:: Set problem ::
Word for word, print each line of the listing below; pictures stay out.
##########
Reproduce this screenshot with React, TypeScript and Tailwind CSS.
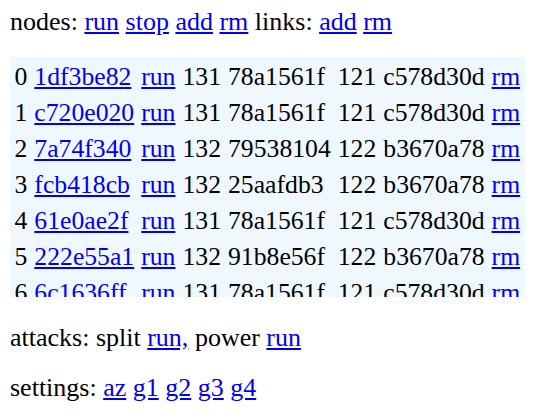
const rows = [
  ["0", "1df3be82", "131", "78a1561f", "121", "c578d30d"],
  ["1", "c720e020", "131", "78a1561f", "121", "c578d30d"],
  ["2", "7a74f340", "132", "79538104", "122", "b3670a78"],
  ["3", "fcb418cb", "132", "25aafdb3", "122", "b3670a78"],
  ["4", "61e0ae2f", "131", "78a1561f", "121", "c578d30d"],
  ["5", "222e55a1", "132", "91b8e56f", "122", "b3670a78"],
  ["6", "6c1636ff", "131", "78a1561f", "121", "c578d30d"],
]

function A({ children }: { children: React.ReactNode }) {
  return (
    <a href="#" className="text-[#0000ee] underline">
      {children}
    </a>
  )
}

export default function App() {
  return (
    <div
      className="min-h-screen bg-white text-black pl-[10px] pt-[7px]"
      style={{ fontFamily: '"Liberation Serif", "Times New Roman", serif' }}
    >
      <p className="text-[26px] leading-[30px] whitespace-nowrap">
        nodes: <A>run</A> <A>stop</A> <A>add</A> <A>rm</A> links: <A>add</A> <A>rm</A>
      </p>

      <div className="mt-[20px] w-[515px] h-[240px] overflow-hidden bg-[#f0f8ff] pl-[4.5px] pt-[2px]">
        <div className="grid grid-cols-[repeat(8,auto)] justify-start gap-x-[7px] text-[25.7px] leading-[36px] whitespace-nowrap">
          {rows.map((r) => (
            <div key={r[0]} className="contents">
              <span>{r[0]}</span>
              <span><A>{r[1]}</A></span>
              <span><A>run</A></span>
              <span>{r[2]}</span>
              <span>{r[3]}</span>
              <span>{r[4]}</span>
              <span>{r[5]}</span>
              <span><A>rm</A></span>
            </div>
          ))}
        </div>
      </div>

      <p className="mt-[26px] text-[26px] leading-[30px] whitespace-nowrap">
        attacks: split <A>run,</A> power <A>run</A>
      </p>
      <p className="mt-[20px] text-[26px] leading-[30px] whitespace-nowrap">
        settings: <A>az</A> <A>g1</A> <A>g2</A> <A>g3</A> <A>g4</A>
      </p>
    </div>
  )
}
##########
:: Problem solution ::
Reproduce this screenshot with React, TypeScript and Tailwind CSS.
const rows = [
  ["0", "1df3be82", "131", "78a1561f", "121", "c578d30d"],
  ["1", "c720e020", "131", "78a1561f", "121", "c578d30d"],
  ["2", "7a74f340", "132", "79538104", "122", "b3670a78"],
  ["3", "fcb418cb", "132", "25aafdb3", "122", "b3670a78"],
  ["4", "61e0ae2f", "131", "78a1561f", "121", "c578d30d"],
  ["5", "222e55a1", "132", "91b8e56f", "122", "b3670a78"],
  ["6", "6c1636ff", "131", "78a1561f", "121", "c578d30d"],
]

function A({ children }: { children: React.ReactNode }) {
  return (
    <a href="#" className="text-[#0000ee] underline">
      {children}
    </a>
  )
}

export default function App() {
  return (
    <div
      className="min-h-screen bg-white text-black pl-[10px] pt-[7px]"
      style={{ fontFamily: '"Liberation Serif", "Times New Roman", serif' }}
    >
      <p className="text-[26px] leading-[30px] whitespace-nowrap">
        nodes: <A>run</A> <A>stop</A> <A>add</A> <A>rm</A> links: <A>add</A> <A>rm</A>
      </p>

      <div className="mt-[20px] w-[515px] h-[240px] overflow-hidden bg-[#f0f8ff] pl-[4.5px] pt-[2px]">
        <div className="grid grid-cols-[repeat(8,auto)] justify-start gap-x-[7px] text-[25.7px] leading-[36px] whitespace-nowrap">
          {rows.map((r) => (
            <div key={r[0]} className="contents">
              <span>{r[0]}</span>
              <span><A>{r[1]}</A></span>
              <span><A>run</A></span>
              <span>{r[2]}</span>
              <span>{r[3]}</span>
              <span>{r[4]}</span>
              <span>{r[5]}</span>
              <span><A>rm</A></span>
            </div>
          ))}
        </div>
      </div>

      <p className="mt-[26px] text-[26px] leading-[30px] whitespace-nowrap">
        attacks: split <A>run,</A> power <A>run</A>
      </p>
      <p className="mt-[20px] text-[26px] leading-[30px] whitespace-nowrap">
        settings: <A>az</A> <A>g1</A> <A>g2</A> <A>g3</A> <A>g4</A>
      </p>
    </div>
  )
}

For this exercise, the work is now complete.